I can’t speak for these underrepresented groups.  That’s condescending.  Not to mention that I have no expertise in what they want or need, or how to change things in a way that would make them happier.  But I don’t see doing nothing as an option.  I’m not in a position where I can really help the downtrodden move up in society, even on the individual level (at least not yet).  So, what DO we do?
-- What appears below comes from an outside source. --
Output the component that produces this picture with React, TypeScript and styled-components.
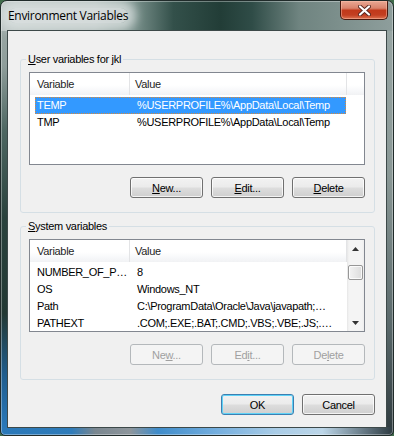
import React from 'react';
import styled, { createGlobalStyle } from 'styled-components';

type EnvVar = {
    name: string
    value: string
}

const userVars: EnvVar[] = [
    {name: 'TEMP', value: '%USERPROFILE%\\AppData\\Local\\Temp'},
    {name: 'TMP', value: '%USERPROFILE%\\AppData\\Local\\Temp'},
];

const systemVars: EnvVar[] = [
    {name: 'NUMBER_OF_P…', value: '8'},
    {name: 'OS', value: 'Windows_NT'},
    {name: 'Path', value: 'C:\\ProgramData\\Oracle\\Java\\javapath;…'},
    {name: 'PATHEXT', value: '.COM;.EXE;.BAT;.CMD;.VBS;.VBE;.JS;.…'},
];

const GlobalStyle = createGlobalStyle`
  html, body {
    margin: 0;
    padding: 0;
    background: #3f6b4a;
  }
  body {
    width: 394px;
    height: 436px;
    overflow: hidden;
  }
`;

const UI_FONT = `"Liberation Sans", Arial, sans-serif`;

const Window = styled.div`
  box-sizing: border-box;
  width: 394px;
  height: 436px;
  display: flex;
  flex-direction: column;
  border: 1px solid #202b2a;
  border-radius: 7px 7px 5px 5px;
  overflow: hidden;
  font-family: ${UI_FONT};
  font-size: 11px;
  letter-spacing: -0.3px;
  color: #000;
  box-shadow: inset 0 0 0 1px rgba(255, 255, 255, 0.35);
  background:
    linear-gradient(90deg, #bcc5c4 0%, #aab6b4 24%, #7a918c 34%, #33504a 44%, #223d37 56%, #2f4c47 64%, #6f8480 76%, #8e9e9c 100%) top / 100% 30px no-repeat,
    linear-gradient(90deg, #2a78b8 0%, #2f7cba 18%, #7a8790 24%, #8e969c 33%, #3f8cca 40%, #74aede 55%, #a9cce6 70%, #bcd6e8 82%, #5b6d78 94%, #2c3a40 100%) bottom / 100% 8px no-repeat,
    linear-gradient(180deg, #a2aeac 0%, #8e9d9a 15%, #4d6661 30%, #2a423d 50%, #223833 72%, #1f5c8c 86%, #2a7cc0 100%) left / 7px 100% no-repeat,
    linear-gradient(180deg, #9aa8a6 0%, #8a9896 40%, #59686a 75%, #2e3a3e 100%) right / 7px 100% no-repeat;
`;

const TitleBar = styled.div`
  height: 29px;
  flex: none;
  display: flex;
  align-items: flex-start;
  padding: 0 5px 0 7px;
`;

const Title = styled.span`
  margin-top: 7px;
  font-family: "Open Sans", "Liberation Sans", sans-serif;
  font-size: 12px;
  line-height: 15px;
  letter-spacing: -0.3px;
  color: #000;
  border-radius: 12px;
  background: rgba(222, 228, 227, 0.8);
  box-shadow: 0 0 10px 8px rgba(222, 228, 227, 0.75);
`;

const CloseButton = styled.div`
  margin-left: auto;
  width: 48px;
  height: 19px;
  box-sizing: border-box;
  display: flex;
  align-items: center;
  justify-content: center;
  border: 1px solid #4a1a10;
  border-top: none;
  border-radius: 0 0 5px 5px;
  background: linear-gradient(180deg, #e9a894 0%, #d9836c 40%, #c1391b 52%, #c33f21 78%, #dc7352 100%);
  box-shadow: inset 0 0 0 1px rgba(255, 200, 180, 0.45);
`;

const Client = styled.div`
  flex: 1;
  margin: 0 6px 7px 6px;
  border: 1px solid #3d4949;
  background: #f0f0f0;
  display: flex;
  flex-direction: column;
  padding: 0 11px 0 12px;
`;

const Group = styled.fieldset<{$top: number}>`
  margin: ${props => props.$top}px 0 0;
  padding: 0;
  border: 1px solid #d5dfe5;
  border-radius: 3px;
  min-width: 0;
`;

const Legend = styled.legend`
  margin-left: 5px;
  padding: 0 2px;
  font-size: 11px;
  line-height: 13px;
`;

const GroupBody = styled.div`
  padding: 6px 9px 14px 8px;
`;

const ListView = styled.div`
  height: 93px;
  box-sizing: border-box;
  border: 1px solid #828790;
  background: #fff;
  display: flex;
  overflow: hidden;
`;

const ListContent = styled.div`
  flex: 1;
  min-width: 0;
`;

const Header = styled.div`
  height: 22px;
  display: flex;
  background: linear-gradient(180deg, #ffffff 0%, #ffffff 55%, #f7f8fa 80%, #f1f2f4 100%);
`;

const HeaderCell = styled.div<{$w?: number, $pad: number}>`
  box-sizing: border-box;
  width: ${props => props.$w ? props.$w + 'px' : 'auto'};
  flex: ${props => props.$w ? 'none' : '1'};
  padding-left: ${props => props.$pad}px;
  line-height: 22px;
  color: #1e1e1e;
  border-right: ${props => props.$w ? '1px solid #e3e4e6' : 'none'};
`;

const Rows = styled.div`
  padding: 2px 0 0 5px;
`;

const Row = styled.div<{$selected?: boolean}>`
  width: 311px;
  height: 17px;
  display: flex;
  line-height: 17px;
  white-space: nowrap;
  background: ${props => props.$selected ? '#3399ff' : 'transparent'};
  color: ${props => props.$selected ? '#fff' : '#000'};
  outline: ${props => props.$selected ? '1px dotted #d98a3c' : 'none'};
  outline-offset: -1px;
`;

const NameCell = styled.div`
  width: 96px;
  flex: none;
  padding-left: 2px;
  box-sizing: border-box;
`;

const ValueCell = styled.div`
  flex: 1;
  padding-left: 6px;
  overflow: hidden;
`;

const ScrollBar = styled.div`
  width: 17px;
  flex: none;
  display: flex;
  flex-direction: column;
  background: linear-gradient(90deg, #e6e6e6 0px, #f4f4f4 2px, #f4f4f4 15px, #ededed 17px);
`;

const ScrollArrow = styled.div`
  height: 17px;
  display: flex;
  align-items: center;
  justify-content: center;
`;

const ScrollTrack = styled.div`
  flex: 1;
  padding: 8px 1px 0;
`;

const Thumb = styled.div`
  height: 15px;
  box-sizing: border-box;
  border: 1px solid #979797;
  border-radius: 2px;
  background: linear-gradient(90deg, #f3f3f3 0%, #e8e8e8 50%, #dcdcdc 100%);
  box-shadow: inset 0 0 0 1px rgba(255, 255, 255, 0.8);
`;

const ButtonRow = styled.div`
  display: flex;
  justify-content: flex-end;
  gap: 8px;
  margin-top: 12px;
`;

const DialogButtons = styled.div`
  display: flex;
  justify-content: flex-end;
  gap: 8px;
  margin-top: 14px;
`;

const Button = styled.button<{$default?: boolean}>`
  width: 73px;
  height: 21px;
  box-sizing: border-box;
  padding: 0;
  border: 1px solid ${props => props.$default ? '#3c7fb1' : '#707070'};
  border-radius: 3px;
  background: linear-gradient(180deg, #f2f2f2 0%, #ebebeb 48%, #dddddd 52%, #cfcfcf 100%);
  box-shadow: inset 0 0 0 1px ${props => props.$default ? '#5fd2f7' : 'rgba(255, 255, 255, 0.75)'};
  font-family: ${UI_FONT};
  font-size: 11px;
  letter-spacing: -0.3px;
  color: #000;

  &:disabled {
    border-color: #b4b8bb;
    background: #f4f4f4;
    box-shadow: none;
    color: #a0a0a0;
  }
`;

const CloseGlyph = () => (
    <svg width="13" height="11" viewBox="0 0 13 11">
        <path d="M2 1.5 L11 9.5 M11 1.5 L2 9.5" stroke="#5a2a22" strokeWidth="4" strokeLinecap="round"/>
        <path d="M2 1.5 L11 9.5 M11 1.5 L2 9.5" stroke="#ffffff" strokeWidth="2.2" strokeLinecap="round"/>
    </svg>
);

const Arrow = (props: {up?: boolean}) => (
    <svg width="7" height="4" viewBox="0 0 7 4">
        <path d={props.up ? 'M0 4 L3.5 0 L7 4 Z' : 'M0 0 L3.5 4 L7 0 Z'} fill="#333"/>
    </svg>
);

const VarList = (props: {vars: EnvVar[], selected?: number, scroll?: boolean}) => (
    <ListView>
        <ListContent>
            <Header>
                <HeaderCell $w={100} $pad={7}>Variable</HeaderCell>
                <HeaderCell $w={217} $pad={5}>Value</HeaderCell>
                <HeaderCell $pad={0}/>
            </Header>
            <Rows>
                {props.vars.map((v, i) =>
                    <Row key={v.name} $selected={i === props.selected}>
                        <NameCell>{v.name}</NameCell>
                        <ValueCell>{v.value}</ValueCell>
                    </Row>
                )}
            </Rows>
        </ListContent>
        {props.scroll &&
            <ScrollBar>
                <ScrollArrow><Arrow up/></ScrollArrow>
                <ScrollTrack><Thumb/></ScrollTrack>
                <ScrollArrow><Arrow/></ScrollArrow>
            </ScrollBar>}
    </ListView>
);

export default function App() {
    return (
        <>
            <GlobalStyle/>
            <Window>
                <TitleBar>
                    <Title>Environment Variables</Title>
                    <CloseButton><CloseGlyph/></CloseButton>
                </TitleBar>
                <Client>
                    <Group $top={22}>
                        <Legend><u>U</u>ser variables for jkl</Legend>
                        <GroupBody>
                            <VarList vars={userVars} selected={0}/>
                            <ButtonRow>
                                <Button><u>N</u>ew...</Button>
                                <Button><u>E</u>dit...</Button>
                                <Button><u>D</u>elete</Button>
                            </ButtonRow>
                        </GroupBody>
                    </Group>
                    <Group $top={7}>
                        <Legend><u>S</u>ystem variables</Legend>
                        <GroupBody>
                            <VarList vars={systemVars} scroll/>
                            <ButtonRow>
                                <Button disabled>Ne<u>w</u>...</Button>
                                <Button disabled>Ed<u>i</u>t...</Button>
                                <Button disabled>De<u>l</u>ete</Button>
                            </ButtonRow>
                        </GroupBody>
                    </Group>
                    <DialogButtons>
                        <Button $default>OK</Button>
                        <Button>Cancel</Button>
                    </DialogButtons>
                </Client>
            </Window>
        </>
    );
}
I think one thing is to listen.  To stop talking all the time, but to ask good questions and to listen to people who don’t always get listened to.  Perhaps it is our job to find the smart voices and amplify them.  But I really think that people in powerful positions, or positions of privilege, never go wrong with listening more.  So I guess my next job is to figure out what exactly it is that I should be listening for.  But I think Barbara Ehrenreich has one good idea.  I think politics is another way – to pay attention to whose interests politicians are acting in, and vote for further justice.  Any ideas, oh faithful readers?